Mas a empresa defendeu-se e já na esfera administrativa, em primeira instância, a Receita Federal cancelou o auto de infração, pois o contribuinte provou, na defesa apresentada por seu advogado, que seus procedimentos erram corretos. Pena que o julgamento tenha demorado dois anos. Já era tarde demais.
Isso já aconteceu em várias outras oportunidades e em passado recente. Numa delas, a vítima processou o governo por danos morais e ganhou a ação. Não sei se já recebeu, pois como se sabe, o governo cobra bem, mas é um péssimo pagador.
No caso atual, anuncia-se que a Receita vai fiscalizar novamente as empresas. Por incrível que pareça isso pode ser muito bom. Como nós temos uma legislação de péssima qualidade, existe a possibilidade de um fiscal aplicar a multa interpretando a lei de forma distorcida, com o que o auto já lavrado seja muitas vezes maior do que o valor realmente devido no caso.
Com um auto de infração absurdamente elevado o fiscal corrupto ou os seus cúmplices (aqui incluídos bandidos com carteira de advogado) pode propor uma forma de reduzir a multa, dando-se o tal “jeitinho”.
Essa modalidade criminosa pode ocorrer em todos os níveis de fiscalização, seja federal, estadual ou municipal. Exatamente por isso é que há a necessidade de se estabelecer limites razoáveis para as multas, de forma que elas não possam representar a pena de morte sobre a empresa.
Na legislação atual uma simples guia com alguns erros, sem qualquer sonegação, pode gerar multa de mais de R$ 50 milhões! É a lei mal feita, abrindo caminhos para o passeio de criminosos. E o pior: os tribunais administrativos ignoram a norma do artigo 150, IV da Constituição Federal, admitindo multas absurdas. Com isso cada vez mais se tornam meros departamentos de homologação de autos de infração.
A administração não só pode como deve cancelar todos os autos de infração que tenham sido lavrados com fortes indícios de serem produtos de corrupção. Só há duas hipóteses: a) o auto de infração foi muito alto para servir de instrumento de achaque ou : b) foi muito baixo por ser produto de um achaque já ocorrido. Nas duas hipóteses o não cancelamento pode ser crime de prevaricação.
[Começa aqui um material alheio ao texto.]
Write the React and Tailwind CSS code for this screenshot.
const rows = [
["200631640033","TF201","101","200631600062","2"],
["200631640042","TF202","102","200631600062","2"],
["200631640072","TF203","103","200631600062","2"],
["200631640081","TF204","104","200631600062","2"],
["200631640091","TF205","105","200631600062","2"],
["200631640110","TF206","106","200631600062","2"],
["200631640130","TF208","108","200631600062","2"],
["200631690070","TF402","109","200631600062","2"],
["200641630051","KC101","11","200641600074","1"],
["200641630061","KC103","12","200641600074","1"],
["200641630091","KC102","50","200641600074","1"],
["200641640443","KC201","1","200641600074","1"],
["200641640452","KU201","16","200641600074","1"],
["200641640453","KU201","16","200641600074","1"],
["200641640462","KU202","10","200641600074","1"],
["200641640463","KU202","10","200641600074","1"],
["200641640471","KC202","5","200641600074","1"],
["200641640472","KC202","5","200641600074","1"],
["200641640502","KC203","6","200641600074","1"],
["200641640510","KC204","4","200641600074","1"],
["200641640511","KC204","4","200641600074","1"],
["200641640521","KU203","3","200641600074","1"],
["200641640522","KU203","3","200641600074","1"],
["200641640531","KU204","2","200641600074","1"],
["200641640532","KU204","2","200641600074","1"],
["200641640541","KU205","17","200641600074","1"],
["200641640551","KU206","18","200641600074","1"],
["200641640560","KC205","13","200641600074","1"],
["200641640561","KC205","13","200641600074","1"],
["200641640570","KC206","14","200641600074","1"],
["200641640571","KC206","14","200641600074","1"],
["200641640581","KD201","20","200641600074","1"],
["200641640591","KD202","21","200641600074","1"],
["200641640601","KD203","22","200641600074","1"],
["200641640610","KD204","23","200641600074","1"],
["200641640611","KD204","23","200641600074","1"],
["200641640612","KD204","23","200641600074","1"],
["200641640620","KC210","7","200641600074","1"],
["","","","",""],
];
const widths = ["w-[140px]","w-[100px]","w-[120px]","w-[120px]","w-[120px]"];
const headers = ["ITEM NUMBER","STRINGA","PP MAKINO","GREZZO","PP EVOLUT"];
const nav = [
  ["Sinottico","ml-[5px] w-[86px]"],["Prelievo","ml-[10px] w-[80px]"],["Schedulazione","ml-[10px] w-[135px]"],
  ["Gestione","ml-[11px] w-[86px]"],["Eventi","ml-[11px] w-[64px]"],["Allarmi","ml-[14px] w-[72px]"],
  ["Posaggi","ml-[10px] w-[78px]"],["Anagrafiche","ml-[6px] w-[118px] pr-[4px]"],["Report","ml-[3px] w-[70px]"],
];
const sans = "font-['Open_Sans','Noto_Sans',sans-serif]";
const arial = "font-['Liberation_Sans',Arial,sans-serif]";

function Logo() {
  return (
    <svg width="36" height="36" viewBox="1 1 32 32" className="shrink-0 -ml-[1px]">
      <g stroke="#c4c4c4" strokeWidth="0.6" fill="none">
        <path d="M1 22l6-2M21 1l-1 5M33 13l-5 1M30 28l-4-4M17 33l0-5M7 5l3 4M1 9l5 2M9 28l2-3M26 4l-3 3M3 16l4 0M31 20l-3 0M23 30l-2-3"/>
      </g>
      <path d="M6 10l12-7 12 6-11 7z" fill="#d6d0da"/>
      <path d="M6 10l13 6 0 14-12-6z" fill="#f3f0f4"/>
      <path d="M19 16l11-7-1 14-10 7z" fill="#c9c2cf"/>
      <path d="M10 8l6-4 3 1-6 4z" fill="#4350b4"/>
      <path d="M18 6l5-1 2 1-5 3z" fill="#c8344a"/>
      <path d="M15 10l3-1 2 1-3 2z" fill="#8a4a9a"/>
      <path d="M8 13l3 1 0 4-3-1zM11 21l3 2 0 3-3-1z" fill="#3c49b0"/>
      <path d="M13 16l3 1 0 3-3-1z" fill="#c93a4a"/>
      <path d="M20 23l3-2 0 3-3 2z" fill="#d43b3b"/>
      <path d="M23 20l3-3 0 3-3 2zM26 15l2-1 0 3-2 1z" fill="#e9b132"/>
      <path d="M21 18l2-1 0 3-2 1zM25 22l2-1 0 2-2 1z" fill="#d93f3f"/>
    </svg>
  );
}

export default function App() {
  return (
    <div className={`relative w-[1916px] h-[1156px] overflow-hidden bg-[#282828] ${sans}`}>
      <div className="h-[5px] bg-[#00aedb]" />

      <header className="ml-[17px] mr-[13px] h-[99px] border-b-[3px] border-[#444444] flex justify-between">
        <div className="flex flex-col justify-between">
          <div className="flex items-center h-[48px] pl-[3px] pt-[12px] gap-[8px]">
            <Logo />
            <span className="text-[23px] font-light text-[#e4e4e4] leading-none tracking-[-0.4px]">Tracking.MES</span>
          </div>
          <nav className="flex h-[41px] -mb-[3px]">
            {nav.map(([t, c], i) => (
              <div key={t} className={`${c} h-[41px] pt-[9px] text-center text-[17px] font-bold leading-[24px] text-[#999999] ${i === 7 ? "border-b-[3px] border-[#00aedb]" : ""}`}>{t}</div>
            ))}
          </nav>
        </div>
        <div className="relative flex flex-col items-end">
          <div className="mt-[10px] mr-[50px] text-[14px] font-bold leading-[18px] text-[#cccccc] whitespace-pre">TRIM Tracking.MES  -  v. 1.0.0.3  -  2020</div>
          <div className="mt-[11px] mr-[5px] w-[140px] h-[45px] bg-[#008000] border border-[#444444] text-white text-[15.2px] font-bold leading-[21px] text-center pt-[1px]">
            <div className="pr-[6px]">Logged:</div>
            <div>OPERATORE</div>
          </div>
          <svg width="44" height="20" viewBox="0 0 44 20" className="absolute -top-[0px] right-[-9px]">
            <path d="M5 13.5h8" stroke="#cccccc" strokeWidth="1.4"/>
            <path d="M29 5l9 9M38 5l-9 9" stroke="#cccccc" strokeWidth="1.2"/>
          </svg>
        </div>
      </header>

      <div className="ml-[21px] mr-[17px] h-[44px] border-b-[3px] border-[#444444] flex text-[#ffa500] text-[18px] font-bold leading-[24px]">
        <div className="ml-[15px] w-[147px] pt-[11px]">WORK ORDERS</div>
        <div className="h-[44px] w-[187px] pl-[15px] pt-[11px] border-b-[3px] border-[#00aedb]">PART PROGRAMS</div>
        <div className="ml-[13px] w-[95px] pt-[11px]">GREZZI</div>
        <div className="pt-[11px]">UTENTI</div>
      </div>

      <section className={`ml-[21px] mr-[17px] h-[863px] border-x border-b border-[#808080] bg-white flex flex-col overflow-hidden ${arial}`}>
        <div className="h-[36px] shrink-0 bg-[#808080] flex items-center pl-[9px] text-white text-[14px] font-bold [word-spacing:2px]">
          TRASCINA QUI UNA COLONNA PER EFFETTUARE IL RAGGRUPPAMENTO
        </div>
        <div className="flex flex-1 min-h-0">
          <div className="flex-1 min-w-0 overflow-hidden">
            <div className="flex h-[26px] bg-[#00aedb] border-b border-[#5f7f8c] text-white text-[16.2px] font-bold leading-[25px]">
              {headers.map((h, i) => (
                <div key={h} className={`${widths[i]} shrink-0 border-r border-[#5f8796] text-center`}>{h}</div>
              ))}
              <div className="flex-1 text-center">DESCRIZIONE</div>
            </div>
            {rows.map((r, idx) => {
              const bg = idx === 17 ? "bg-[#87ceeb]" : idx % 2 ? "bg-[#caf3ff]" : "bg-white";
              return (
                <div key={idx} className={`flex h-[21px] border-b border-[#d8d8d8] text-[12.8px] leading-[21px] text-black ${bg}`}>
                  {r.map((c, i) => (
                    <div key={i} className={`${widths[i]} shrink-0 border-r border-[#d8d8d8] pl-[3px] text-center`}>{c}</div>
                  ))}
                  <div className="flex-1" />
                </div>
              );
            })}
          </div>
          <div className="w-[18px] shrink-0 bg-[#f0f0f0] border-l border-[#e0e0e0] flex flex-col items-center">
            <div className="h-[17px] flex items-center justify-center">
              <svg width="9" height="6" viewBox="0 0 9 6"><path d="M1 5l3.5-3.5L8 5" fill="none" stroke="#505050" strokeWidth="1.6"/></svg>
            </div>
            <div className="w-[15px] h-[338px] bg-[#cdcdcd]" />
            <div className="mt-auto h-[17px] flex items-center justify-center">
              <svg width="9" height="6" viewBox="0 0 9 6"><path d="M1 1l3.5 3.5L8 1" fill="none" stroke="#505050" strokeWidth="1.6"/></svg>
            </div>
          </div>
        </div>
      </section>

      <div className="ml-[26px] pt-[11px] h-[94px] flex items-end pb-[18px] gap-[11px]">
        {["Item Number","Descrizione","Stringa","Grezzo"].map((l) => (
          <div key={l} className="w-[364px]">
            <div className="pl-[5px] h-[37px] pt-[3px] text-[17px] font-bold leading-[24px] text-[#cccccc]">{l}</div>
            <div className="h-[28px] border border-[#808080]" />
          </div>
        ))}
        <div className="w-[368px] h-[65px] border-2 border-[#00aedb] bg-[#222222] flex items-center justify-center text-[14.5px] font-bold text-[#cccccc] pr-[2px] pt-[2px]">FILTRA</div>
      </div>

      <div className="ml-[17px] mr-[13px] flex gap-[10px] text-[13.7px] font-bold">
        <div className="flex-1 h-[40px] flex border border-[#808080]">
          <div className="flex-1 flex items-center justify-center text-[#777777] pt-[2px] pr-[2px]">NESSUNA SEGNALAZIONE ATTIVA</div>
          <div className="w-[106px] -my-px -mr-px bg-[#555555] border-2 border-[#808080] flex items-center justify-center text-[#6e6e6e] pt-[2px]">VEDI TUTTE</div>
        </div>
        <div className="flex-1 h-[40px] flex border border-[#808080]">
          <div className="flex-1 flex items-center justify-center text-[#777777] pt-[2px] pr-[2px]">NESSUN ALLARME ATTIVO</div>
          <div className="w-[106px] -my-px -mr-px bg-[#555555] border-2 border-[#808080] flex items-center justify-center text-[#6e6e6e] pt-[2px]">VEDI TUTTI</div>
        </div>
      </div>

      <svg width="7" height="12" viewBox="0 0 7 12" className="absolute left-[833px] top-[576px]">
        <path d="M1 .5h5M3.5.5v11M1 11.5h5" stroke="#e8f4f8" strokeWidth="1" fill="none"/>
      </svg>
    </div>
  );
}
A mesma notícia dá conta que até ex-servidores estariam participando dos atos ilícitos. Talvez seja o caso da Corregedoria intensificar a fiscalização sobre a atuação dessas pessoas perante as repartições. Aliás, a investigação será bem simples: basta procurar os anúncios de assessoria fiscal, consultoria tributária etc.
Todavia, o nome do trabalho (ou operação como eles preferem) parece-nos que foi infeliz. Deram o apelido de Paraíso Fiscal. Mas o que vemos aqui não tem nada de paraíso.
Quanto aos servidores públicos, o caso é muito triste, típico de inferno. Pessoas de elevado nível cultural, muito bem treinadas, razoavelmente remuneradas, com todas as garantias da carreira pública, submetem-se a si mesmas e a seus familiares aos óbvios riscos de perderem tudo isso e, principalmente, o respeito que deveriam merecer. Tudo por causa de quase nada: riquezas materiais.
Os empresários vivem há muito tempo no inferno, por enfrentarem as dificuldades que aqui já citamos várias vezes: carga tributária elevada, burocracia infernal, insegurança jurídica e todas aquelas outras coisas que nos permitem definir que, se existem paraísos fiscais no mundo, todos os infernos estão aqui mesmo.
Sem dúvida as empresas mencionadas na reportagem verão anulados os autos já lavrados. Se forem de pequeno valor, não adianta sair correndo e pagar na esperança de resolver o problema. Produto de fraude não gera imunidade. No máximo o seu valor será abatido no auto que vai ser lavrado em breve.
A tal “operação” deve servir de alerta para todos os contribuintes. Não existe mais a mínima possibilidade de que autos de infração sejam engavetados ou arquivados mediante um jeitinho. Hoje todos os dados e operações dos contribuintes são cruzados o tempo todo. Deve-se manter um controle rigoroso sobre os documentos e operações e se houver alguma proposta de “acerto”, cuidado! Você pensa no paraíso, mas negocia com o capeta e vai acabar no inferno.
Raul Haidar é advogado tributarista, jornalista e membro do Conselho Editorial da revista Consultor Jurídico.